▸ **Exercise aim**: From the listing below, return each line that includes "styles".
** Begin Dataset section **
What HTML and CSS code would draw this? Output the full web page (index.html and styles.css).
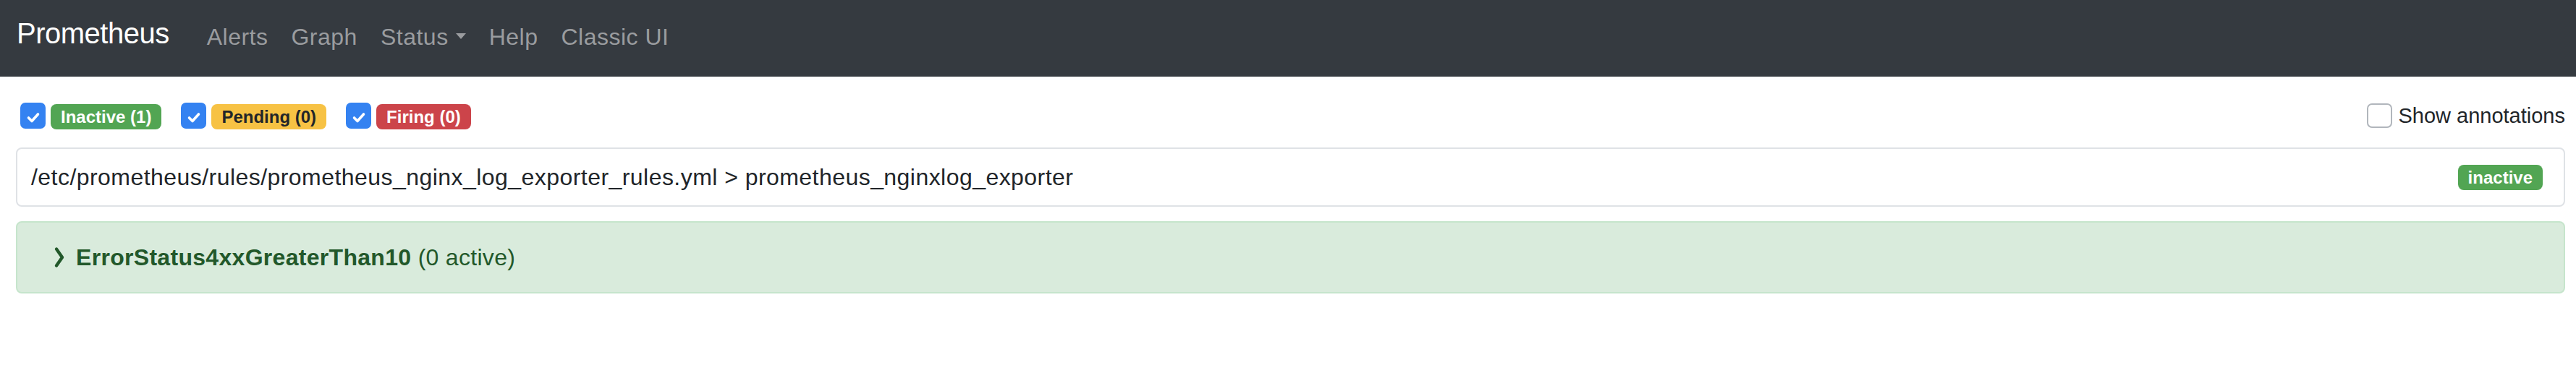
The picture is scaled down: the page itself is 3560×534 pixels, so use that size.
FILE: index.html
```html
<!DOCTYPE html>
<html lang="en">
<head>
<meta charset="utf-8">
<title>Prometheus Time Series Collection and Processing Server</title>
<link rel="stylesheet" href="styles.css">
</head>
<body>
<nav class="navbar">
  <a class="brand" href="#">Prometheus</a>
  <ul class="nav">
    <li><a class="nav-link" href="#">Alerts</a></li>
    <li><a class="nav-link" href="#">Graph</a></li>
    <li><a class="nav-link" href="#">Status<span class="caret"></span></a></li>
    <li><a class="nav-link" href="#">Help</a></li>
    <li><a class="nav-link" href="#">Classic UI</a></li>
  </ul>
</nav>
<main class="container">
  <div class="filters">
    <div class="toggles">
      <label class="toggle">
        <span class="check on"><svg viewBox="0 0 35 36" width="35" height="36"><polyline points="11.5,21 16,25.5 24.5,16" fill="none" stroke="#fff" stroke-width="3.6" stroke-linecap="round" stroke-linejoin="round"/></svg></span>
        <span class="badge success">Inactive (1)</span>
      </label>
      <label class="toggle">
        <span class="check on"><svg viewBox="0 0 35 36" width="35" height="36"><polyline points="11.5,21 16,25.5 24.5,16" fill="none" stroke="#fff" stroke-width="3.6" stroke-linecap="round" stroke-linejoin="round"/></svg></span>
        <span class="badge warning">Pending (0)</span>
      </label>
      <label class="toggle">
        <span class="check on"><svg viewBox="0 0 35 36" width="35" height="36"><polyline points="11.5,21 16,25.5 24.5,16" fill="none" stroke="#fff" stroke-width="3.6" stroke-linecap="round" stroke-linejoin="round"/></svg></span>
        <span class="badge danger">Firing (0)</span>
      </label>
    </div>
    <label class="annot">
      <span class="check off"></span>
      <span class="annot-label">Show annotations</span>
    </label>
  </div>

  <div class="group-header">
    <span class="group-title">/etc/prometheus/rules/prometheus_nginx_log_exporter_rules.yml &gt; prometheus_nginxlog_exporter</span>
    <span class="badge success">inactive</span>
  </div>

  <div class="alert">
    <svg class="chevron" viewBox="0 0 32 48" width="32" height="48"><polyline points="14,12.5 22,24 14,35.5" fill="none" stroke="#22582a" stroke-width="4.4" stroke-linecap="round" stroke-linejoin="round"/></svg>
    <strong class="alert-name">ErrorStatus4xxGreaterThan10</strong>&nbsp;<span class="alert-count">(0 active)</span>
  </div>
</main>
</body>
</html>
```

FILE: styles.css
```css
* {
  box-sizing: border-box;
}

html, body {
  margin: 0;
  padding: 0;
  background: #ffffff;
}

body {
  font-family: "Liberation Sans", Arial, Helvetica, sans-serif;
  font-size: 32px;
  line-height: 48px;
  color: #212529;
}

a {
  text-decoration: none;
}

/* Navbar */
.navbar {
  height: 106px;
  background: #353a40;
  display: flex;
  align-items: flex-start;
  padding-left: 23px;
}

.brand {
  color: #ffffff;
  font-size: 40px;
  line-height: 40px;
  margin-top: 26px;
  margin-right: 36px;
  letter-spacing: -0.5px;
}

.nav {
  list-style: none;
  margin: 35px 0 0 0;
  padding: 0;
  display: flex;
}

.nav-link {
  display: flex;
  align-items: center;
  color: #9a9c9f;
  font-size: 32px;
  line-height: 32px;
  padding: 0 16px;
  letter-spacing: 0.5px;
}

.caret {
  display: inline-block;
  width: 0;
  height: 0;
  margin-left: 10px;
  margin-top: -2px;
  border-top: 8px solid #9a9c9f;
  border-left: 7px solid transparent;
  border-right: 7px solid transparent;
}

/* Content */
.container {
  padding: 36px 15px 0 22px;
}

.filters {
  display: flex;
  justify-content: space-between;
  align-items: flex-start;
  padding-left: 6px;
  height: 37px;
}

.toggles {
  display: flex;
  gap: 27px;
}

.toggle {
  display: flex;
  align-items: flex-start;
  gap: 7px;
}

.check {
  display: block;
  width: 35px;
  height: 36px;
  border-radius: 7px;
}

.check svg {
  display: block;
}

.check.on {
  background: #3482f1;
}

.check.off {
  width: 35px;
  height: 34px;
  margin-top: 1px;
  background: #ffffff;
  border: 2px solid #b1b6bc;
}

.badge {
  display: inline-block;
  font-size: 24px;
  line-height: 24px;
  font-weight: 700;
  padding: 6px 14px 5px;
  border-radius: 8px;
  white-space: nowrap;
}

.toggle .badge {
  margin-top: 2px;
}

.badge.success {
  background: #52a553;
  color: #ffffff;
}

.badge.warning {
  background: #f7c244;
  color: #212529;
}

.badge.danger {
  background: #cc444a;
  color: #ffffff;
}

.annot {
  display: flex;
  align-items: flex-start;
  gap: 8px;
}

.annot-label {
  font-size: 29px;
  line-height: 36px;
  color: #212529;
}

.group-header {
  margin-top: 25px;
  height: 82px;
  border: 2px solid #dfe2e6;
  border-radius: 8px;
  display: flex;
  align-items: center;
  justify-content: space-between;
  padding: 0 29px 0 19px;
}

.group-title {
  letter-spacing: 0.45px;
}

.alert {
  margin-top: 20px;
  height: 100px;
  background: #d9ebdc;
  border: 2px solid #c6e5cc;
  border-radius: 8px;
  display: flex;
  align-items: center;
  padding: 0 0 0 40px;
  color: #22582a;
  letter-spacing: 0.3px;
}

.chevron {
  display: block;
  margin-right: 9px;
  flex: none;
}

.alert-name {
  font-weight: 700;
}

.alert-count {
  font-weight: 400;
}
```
** End Dataset section **
▸ **Result for this task**:
What HTML and CSS code would draw this? Output the full web page (index.html and styles.css).
<link rel="stylesheet" href="styles.css">
FILE: styles.css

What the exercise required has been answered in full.